[BEGIN]
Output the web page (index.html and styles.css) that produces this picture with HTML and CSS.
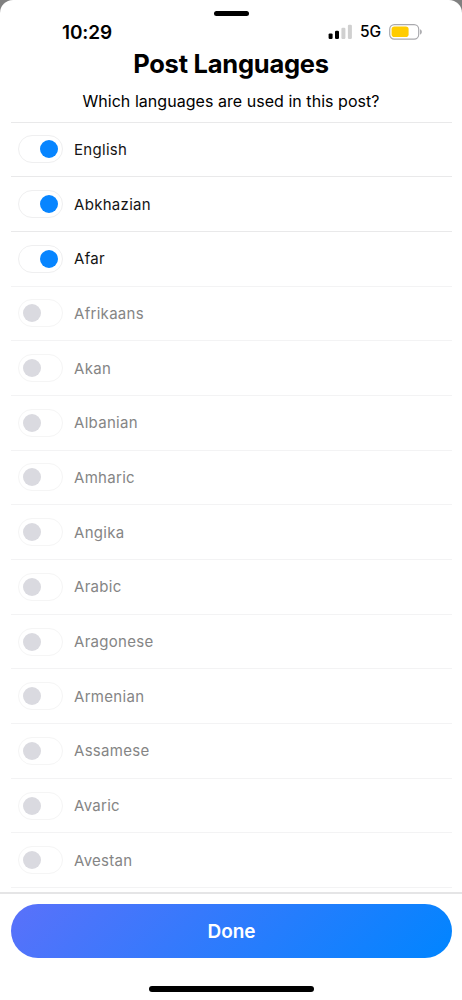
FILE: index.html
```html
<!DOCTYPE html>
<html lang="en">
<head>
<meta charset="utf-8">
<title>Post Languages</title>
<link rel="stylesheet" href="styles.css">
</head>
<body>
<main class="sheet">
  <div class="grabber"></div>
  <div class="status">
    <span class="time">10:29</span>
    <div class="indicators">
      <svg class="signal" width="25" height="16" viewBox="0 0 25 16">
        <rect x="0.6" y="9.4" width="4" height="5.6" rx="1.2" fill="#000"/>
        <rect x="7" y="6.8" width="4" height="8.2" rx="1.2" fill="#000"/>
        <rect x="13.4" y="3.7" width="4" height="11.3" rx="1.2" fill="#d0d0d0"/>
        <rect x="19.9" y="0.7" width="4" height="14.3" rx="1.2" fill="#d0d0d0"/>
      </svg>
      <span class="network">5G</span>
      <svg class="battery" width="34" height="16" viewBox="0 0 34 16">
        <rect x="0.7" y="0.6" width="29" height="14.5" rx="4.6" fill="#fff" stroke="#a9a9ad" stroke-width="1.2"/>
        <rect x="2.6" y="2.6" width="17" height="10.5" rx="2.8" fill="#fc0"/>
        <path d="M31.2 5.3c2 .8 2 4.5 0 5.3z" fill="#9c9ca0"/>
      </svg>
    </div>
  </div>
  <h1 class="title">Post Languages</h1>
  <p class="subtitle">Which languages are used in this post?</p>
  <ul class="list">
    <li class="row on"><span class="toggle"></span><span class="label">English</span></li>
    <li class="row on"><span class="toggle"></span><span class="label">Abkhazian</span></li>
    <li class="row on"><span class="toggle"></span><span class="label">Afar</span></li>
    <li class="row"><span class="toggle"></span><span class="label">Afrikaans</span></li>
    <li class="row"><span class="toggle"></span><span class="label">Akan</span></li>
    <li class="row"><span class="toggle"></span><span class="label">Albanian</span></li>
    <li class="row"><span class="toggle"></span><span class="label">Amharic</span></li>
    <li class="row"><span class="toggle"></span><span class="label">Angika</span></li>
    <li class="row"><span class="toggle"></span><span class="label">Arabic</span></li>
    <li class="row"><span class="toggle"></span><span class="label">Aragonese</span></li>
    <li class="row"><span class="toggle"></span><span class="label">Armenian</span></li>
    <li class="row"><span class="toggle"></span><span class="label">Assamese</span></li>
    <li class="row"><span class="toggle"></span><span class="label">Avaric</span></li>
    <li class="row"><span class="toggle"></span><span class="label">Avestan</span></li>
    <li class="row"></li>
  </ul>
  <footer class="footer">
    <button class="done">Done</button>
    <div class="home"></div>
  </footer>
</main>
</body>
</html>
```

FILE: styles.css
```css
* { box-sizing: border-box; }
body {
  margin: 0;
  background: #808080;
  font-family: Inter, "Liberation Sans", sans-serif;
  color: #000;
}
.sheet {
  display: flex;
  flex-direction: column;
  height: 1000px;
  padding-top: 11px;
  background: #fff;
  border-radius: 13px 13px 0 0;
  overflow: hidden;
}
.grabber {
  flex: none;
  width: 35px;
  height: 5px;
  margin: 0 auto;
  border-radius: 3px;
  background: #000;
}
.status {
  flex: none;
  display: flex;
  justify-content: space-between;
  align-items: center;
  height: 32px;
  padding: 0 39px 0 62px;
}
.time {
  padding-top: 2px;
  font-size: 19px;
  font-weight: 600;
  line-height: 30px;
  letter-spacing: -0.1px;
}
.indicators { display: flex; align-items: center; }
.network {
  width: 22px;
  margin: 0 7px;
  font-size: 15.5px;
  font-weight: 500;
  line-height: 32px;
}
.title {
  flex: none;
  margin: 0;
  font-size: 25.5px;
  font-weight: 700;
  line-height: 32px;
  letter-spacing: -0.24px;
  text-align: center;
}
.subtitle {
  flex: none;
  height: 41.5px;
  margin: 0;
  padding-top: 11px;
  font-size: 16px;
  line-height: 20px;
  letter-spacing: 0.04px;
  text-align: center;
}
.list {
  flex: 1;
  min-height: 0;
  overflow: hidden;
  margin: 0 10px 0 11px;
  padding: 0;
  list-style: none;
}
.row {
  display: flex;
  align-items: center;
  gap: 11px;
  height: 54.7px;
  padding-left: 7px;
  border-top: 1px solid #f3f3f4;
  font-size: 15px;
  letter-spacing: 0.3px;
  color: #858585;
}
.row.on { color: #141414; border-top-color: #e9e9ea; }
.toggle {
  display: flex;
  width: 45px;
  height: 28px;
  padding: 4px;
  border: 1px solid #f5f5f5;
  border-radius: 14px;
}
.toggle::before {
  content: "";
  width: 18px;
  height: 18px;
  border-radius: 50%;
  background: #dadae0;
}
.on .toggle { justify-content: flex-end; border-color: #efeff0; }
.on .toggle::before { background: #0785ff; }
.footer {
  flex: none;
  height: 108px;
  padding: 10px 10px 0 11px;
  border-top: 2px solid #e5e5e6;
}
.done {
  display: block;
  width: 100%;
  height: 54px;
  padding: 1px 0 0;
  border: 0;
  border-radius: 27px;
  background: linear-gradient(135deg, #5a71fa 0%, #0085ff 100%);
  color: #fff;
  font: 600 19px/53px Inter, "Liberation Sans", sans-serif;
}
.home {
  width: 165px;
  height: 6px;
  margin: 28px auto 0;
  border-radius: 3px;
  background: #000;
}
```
[END]
[BEGIN]
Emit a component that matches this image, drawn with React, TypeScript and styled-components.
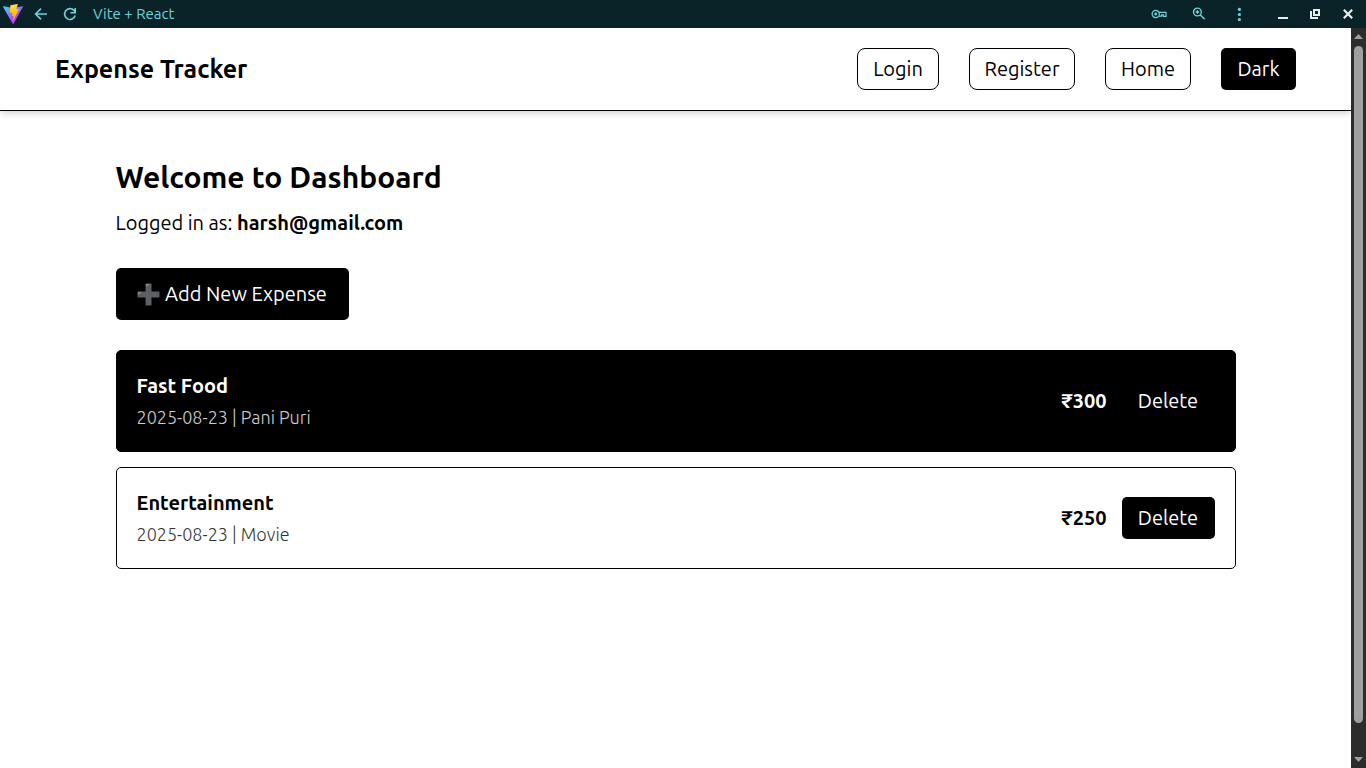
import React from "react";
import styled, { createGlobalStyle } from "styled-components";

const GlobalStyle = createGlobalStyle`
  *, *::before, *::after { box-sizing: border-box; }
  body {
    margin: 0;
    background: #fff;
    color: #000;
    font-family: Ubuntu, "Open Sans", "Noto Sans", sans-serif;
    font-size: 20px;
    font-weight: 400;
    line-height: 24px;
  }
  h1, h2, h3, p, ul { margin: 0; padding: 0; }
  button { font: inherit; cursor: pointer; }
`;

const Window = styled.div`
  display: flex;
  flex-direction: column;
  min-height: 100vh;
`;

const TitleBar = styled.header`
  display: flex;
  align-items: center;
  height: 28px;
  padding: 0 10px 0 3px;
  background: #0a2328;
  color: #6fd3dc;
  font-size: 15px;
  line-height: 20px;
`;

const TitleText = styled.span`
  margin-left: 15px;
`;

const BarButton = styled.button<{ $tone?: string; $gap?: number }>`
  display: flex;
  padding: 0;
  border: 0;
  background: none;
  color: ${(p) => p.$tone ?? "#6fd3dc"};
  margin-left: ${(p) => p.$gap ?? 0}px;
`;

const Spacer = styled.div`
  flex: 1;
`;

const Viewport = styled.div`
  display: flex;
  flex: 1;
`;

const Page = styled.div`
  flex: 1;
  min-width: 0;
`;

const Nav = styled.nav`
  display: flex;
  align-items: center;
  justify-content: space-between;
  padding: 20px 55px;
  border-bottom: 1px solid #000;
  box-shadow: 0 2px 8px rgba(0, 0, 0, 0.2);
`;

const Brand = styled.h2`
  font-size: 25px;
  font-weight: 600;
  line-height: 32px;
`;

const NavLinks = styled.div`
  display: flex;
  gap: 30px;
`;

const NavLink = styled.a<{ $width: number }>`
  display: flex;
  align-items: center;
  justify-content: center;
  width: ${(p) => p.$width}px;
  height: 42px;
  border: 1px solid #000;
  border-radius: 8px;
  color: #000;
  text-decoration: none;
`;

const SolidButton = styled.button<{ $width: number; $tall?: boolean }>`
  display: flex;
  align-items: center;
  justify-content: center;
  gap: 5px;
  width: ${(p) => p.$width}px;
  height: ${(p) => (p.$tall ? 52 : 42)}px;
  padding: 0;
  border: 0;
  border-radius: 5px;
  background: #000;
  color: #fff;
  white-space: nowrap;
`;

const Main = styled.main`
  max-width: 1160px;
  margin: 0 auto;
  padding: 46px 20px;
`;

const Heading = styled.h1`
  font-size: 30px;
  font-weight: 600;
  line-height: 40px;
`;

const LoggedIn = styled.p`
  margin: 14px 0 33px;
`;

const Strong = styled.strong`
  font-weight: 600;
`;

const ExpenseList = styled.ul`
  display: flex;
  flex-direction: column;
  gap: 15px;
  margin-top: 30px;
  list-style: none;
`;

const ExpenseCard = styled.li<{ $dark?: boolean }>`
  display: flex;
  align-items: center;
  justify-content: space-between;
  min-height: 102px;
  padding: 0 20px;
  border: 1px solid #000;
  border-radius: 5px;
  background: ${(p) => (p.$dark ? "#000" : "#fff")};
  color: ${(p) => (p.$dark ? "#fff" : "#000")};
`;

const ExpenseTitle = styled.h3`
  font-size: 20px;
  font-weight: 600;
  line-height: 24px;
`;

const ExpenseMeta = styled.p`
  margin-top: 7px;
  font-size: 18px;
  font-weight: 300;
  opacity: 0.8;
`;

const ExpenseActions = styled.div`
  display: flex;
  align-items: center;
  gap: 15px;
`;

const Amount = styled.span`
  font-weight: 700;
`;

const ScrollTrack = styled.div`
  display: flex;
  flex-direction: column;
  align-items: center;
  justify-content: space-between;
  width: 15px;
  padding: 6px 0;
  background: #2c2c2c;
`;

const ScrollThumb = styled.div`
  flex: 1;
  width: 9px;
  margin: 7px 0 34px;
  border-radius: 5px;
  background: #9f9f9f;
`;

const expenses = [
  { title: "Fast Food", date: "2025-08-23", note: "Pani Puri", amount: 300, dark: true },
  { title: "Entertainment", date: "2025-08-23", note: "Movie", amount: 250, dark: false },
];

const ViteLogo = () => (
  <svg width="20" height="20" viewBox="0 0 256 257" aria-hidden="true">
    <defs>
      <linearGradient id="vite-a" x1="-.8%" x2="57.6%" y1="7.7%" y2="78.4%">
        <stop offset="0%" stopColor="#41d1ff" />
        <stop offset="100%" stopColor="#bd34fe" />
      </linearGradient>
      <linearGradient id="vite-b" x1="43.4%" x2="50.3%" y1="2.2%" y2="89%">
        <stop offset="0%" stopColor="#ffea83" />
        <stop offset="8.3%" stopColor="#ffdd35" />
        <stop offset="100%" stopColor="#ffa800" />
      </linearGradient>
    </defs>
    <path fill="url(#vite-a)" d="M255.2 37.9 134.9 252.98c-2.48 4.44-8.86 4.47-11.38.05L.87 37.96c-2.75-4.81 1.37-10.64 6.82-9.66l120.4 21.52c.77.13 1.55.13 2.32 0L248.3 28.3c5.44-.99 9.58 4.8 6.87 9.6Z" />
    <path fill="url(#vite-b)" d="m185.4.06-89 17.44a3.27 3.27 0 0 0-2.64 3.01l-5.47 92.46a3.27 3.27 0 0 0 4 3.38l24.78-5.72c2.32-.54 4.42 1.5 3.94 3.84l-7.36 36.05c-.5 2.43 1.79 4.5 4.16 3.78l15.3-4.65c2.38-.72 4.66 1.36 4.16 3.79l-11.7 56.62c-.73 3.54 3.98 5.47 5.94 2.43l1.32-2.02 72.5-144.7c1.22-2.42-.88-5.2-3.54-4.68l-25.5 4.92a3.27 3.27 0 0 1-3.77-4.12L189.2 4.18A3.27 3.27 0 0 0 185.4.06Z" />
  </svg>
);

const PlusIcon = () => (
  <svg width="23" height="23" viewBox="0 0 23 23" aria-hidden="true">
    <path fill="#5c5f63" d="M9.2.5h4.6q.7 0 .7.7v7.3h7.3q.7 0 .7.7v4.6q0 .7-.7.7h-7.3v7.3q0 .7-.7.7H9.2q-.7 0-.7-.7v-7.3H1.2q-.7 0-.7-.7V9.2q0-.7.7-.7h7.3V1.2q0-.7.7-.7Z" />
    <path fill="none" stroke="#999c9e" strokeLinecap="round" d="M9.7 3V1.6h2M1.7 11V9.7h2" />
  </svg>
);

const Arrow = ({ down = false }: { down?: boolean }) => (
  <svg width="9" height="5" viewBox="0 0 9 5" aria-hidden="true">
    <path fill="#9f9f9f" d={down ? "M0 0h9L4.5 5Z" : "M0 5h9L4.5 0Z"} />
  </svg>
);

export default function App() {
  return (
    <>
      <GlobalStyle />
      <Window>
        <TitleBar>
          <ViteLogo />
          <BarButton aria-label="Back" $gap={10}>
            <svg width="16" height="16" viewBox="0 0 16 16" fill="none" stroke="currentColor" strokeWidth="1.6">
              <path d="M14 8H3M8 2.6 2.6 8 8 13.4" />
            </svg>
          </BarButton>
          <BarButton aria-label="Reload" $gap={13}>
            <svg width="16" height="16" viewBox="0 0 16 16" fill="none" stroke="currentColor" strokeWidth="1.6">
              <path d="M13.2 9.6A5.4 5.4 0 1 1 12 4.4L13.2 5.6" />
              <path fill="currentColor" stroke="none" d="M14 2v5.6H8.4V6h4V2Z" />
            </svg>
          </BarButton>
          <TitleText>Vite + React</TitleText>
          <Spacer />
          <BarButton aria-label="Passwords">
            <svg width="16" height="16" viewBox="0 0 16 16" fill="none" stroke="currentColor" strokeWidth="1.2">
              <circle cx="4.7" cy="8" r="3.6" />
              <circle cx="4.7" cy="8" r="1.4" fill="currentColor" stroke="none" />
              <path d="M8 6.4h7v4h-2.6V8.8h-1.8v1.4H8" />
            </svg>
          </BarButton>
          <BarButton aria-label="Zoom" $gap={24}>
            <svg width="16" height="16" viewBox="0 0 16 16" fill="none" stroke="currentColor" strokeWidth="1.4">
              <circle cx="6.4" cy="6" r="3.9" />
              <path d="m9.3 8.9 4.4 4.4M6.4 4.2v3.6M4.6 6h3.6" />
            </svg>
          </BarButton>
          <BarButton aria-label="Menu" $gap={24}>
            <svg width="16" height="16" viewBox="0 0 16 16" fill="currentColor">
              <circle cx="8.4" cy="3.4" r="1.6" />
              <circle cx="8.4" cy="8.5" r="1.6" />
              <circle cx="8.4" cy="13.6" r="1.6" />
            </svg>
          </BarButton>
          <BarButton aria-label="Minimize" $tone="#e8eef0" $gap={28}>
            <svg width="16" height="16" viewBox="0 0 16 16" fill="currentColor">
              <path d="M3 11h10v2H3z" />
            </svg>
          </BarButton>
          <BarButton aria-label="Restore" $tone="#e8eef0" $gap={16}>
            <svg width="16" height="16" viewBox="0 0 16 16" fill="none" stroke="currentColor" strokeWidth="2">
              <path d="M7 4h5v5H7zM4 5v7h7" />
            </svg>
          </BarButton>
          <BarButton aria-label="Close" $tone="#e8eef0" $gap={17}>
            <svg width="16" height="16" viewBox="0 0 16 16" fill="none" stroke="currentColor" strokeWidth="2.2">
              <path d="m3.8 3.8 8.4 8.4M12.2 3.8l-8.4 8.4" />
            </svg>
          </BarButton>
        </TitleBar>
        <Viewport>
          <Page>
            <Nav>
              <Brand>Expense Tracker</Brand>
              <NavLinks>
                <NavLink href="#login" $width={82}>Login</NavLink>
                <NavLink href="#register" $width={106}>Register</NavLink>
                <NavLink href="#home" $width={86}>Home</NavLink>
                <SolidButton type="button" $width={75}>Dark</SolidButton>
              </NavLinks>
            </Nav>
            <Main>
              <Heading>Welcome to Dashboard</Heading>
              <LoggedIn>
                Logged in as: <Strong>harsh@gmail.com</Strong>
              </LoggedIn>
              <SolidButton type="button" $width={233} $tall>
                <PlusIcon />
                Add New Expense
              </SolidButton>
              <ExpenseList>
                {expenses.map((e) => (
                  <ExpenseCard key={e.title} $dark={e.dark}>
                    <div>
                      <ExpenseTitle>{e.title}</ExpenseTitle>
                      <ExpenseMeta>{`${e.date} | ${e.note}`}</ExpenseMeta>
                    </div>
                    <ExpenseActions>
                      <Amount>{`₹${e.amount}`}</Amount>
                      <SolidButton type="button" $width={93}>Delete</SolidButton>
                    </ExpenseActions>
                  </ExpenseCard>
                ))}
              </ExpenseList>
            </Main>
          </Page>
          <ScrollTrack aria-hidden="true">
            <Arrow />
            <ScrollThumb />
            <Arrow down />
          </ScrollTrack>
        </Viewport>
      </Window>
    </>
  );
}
[END]
◆ Your goal
The lines above form a set of records; determine how many of them contain the string "React" and give that number alone.

◆ Result for this task
3